Boomi will continue to take data as a top priority, we will protect people’s data. We will do everything we can to do it. It is very difficult to do, hackers always tend to be a step ahead of vendors but we are doing our due diligence and we’re working very hard with our customers and with the regulatory agencies to take care of that.
Whatever comes after GDPR, there will be something, whatever comes after all of the US standards and the rest of the regional standards, it will continue to evolve, we expect it to evolve and we expect to be at the center of supporting that for our customers.
This is the fourth year and second time in a row that Boomi was named the Best Place to Work by the Philadelphia Business Journal. What does your company do differently to achieve such high employee satisfaction?
We work hard to please our customers and we have fun. There are things that we do around the office that are engaging and bring groups of people together. It’s those kinds of things but the culture that we’ve created that we work together as a team because we can deliver more as a team than individuals can. We put our customers first. We do the right thing and we love to innovate.
What does the future hold for the connected business?
Boy we are just at the tip of the iceberg. It is such an exciting time to be in IT. With integration six years ago, it took ten weeks on average to connect to Salesforce and six years ago we went to Dreamforce and put out a video that showed us doing that in thirty minutes.

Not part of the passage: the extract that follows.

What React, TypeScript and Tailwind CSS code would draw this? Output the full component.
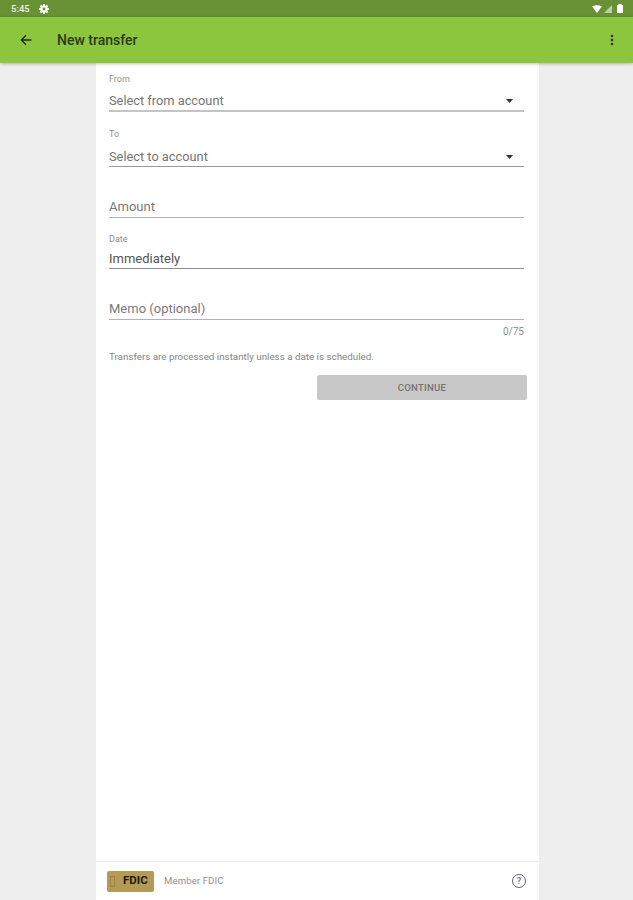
const font = { sans: 'font-["Roboto",sans-serif]' };

function Gear() {
  return (
    <svg width="10" height="10" viewBox="0 0 10 10">
      {[0, 45, 90, 135].map((deg) => (
        <rect key={deg} x="4" y="0" width="2" height="10" fill="#ffffff" transform={`rotate(${deg} 5 5)`} />
      ))}
      <circle cx="5" cy="5" r="3.6" fill="#ffffff" />
      <circle cx="5" cy="5" r="1.4" fill="#689034" />
    </svg>
  );
}

function StatusBar() {
  return (
    <div className="h-[17px] bg-[#689034] flex items-center justify-between pl-[11px] pr-[10px] shrink-0">
      <div className="flex items-center gap-[9px]">
        <span className="text-[9.5px] leading-none font-medium text-[#eef3e4]">5:45</span>
        <Gear />
      </div>
      <div className="flex items-center">
        <svg width="10" height="8" viewBox="0 0 10 8">
          <path d="M0 1.2 Q5 -0.8 10 1.2 L5 8 Z" fill="#ffffff" />
        </svg>
        <svg width="8" height="8" viewBox="0 0 8 8" className="ml-[2px]">
          <path d="M0 8 L8 0 V8 Z" fill="#ffffff" opacity="0.55" />
        </svg>
        <svg width="6" height="9" viewBox="0 0 6 9" className="ml-[5px]">
          <path d="M1.5 0 H4.5 V1 H6 V9 H0 V1 H1.5 Z" fill="#ffffff" />
        </svg>
      </div>
    </div>
  );
}

function AppBar() {
  return (
    <div className="h-[46px] bg-[#8cc63f] flex items-center pl-[18px] pr-[19px] shadow-[0_1px_3px_rgba(0,0,0,0.25)] relative z-10 shrink-0">
      <svg width="16" height="16" viewBox="0 0 24 24" fill="none" stroke="#1d2a10" strokeWidth="2">
        <path d="M20 12H5M12 5l-7 7 7 7" />
      </svg>
      <span className="ml-[23px] text-[14px] font-medium text-[#2a3a18]">New transfer</span>
      <svg width="4" height="12" viewBox="0 0 4 12" className="ml-auto">
        <circle cx="2" cy="2" r="1.3" fill="#2a3a18" />
        <circle cx="2" cy="6" r="1.3" fill="#2a3a18" />
        <circle cx="2" cy="10" r="1.3" fill="#2a3a18" />
      </svg>
    </div>
  );
}

function SelectField({ label, value, className, lineClass }: { label: string; value: string; className: string; lineClass: string }) {
  return (
    <div className={className}>
      <div className="text-[9px] leading-[11px] text-[#8f8f8f]">{label}</div>
      <div className={`mt-[6px] h-[21px] flex items-center justify-between pt-[1px] ${lineClass}`}>
        <span className="text-[12.8px] leading-[18px] text-[#757575]">{value}</span>
        <svg width="7" height="4" viewBox="0 0 7 4" className="mr-[11px]">
          <path d="M0 0 H7 L3.5 4 Z" fill="#333333" />
        </svg>
      </div>
    </div>
  );
}

export default function App() {
  return (
    <div className={`h-[900px] w-[633px] flex flex-col bg-[#eeeeee] overflow-hidden ${font.sans}`}>
      <StatusBar />
      <AppBar />
      <main className="flex-1 w-[443px] ml-[96px] bg-white flex flex-col">
        <div className="flex-1 pl-[13px] pr-[15px] pt-[11px]">
          <SelectField
            label="From"
            value="Select from account"
            className=""
            lineClass="border-b-2 border-b-[#c4c4c4]"
          />
          <SelectField
            label="To"
            value="Select to account"
            className="mt-[17px]"
            lineClass="border-b border-b-[#999999]"
          />

          <div className="mt-[30px] h-[21px] flex items-center border-b border-b-[#b4b4b4]">
            <span className="text-[13px] text-[#7a7a7a]">Amount</span>
          </div>

          <div className="mt-[16px] text-[9px] leading-[11px] text-[#8f8f8f]">Date</div>
          <div className="mt-[3px] h-[21px] flex items-center pt-[1px] border-b border-b-[#8f8f8f]">
            <span className="text-[13px] text-[#555555]">Immediately</span>
          </div>

          <div className="mt-[29px] h-[22px] flex items-center border-b border-b-[#b4b4b4]">
            <span className="text-[13px] text-[#7a7a7a]">Memo (optional)</span>
          </div>
          <div className="mt-[6px] text-right text-[10px] leading-[12px] text-[#8f8f8f]">0/75</div>

          <p className="mt-[13px] text-[9.8px] leading-[12px] text-[#858585]">
            Transfers are processed instantly unless a date is scheduled.
          </p>

          <div className="mt-[12px] flex justify-end -mr-[3px]">
            <button className="w-[210px] h-[25px] pt-[1px] rounded-[2px] bg-[#c8c8c8] text-[9.5px] font-medium text-[#747474] tracking-[0.3px]">
              CONTINUE
            </button>
          </div>
        </div>

        <footer className="h-[39px] border-t border-t-[#eeeeee] flex items-center pl-[11px] pr-[13px] shrink-0">
          <div className="w-[47px] h-[21px] rounded-[2px] bg-[#b59a56] flex items-center pl-[3px]">
            <div className="w-[5px] h-[11px] border border-[#a08642]" />
            <span className="ml-[8px] text-[11.5px] font-bold text-[#1f1a0c] leading-none">FDIC</span>
          </div>
          <span className="ml-[10px] text-[9.6px] text-[#929292] tracking-[0.1px]">Member FDIC</span>
          <div className="ml-auto w-[14px] h-[14px] rounded-full border-[1.5px] border-[#666666] flex items-center justify-center">
            <span className="text-[9px] leading-none font-medium text-[#666666]">?</span>
          </div>
        </footer>
      </main>
    </div>
  );
}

We thought wow isn’t that a whole new way to connect and today those things take three minutes.
Today it’s not just connecting it’s how can we allow anyone in the business to make the connections they need. How do people in finance connect to other people in the enterprise to customers that they’re billing etc. How can we extend the capability to connect to others in the enterprise beyond the integration developer?
And like I said we’re at the tip of the iceberg. It’s the combination of workflow and low-code with integration that connects and talks to systems that provide us with those new capabilities and we’re just getting started.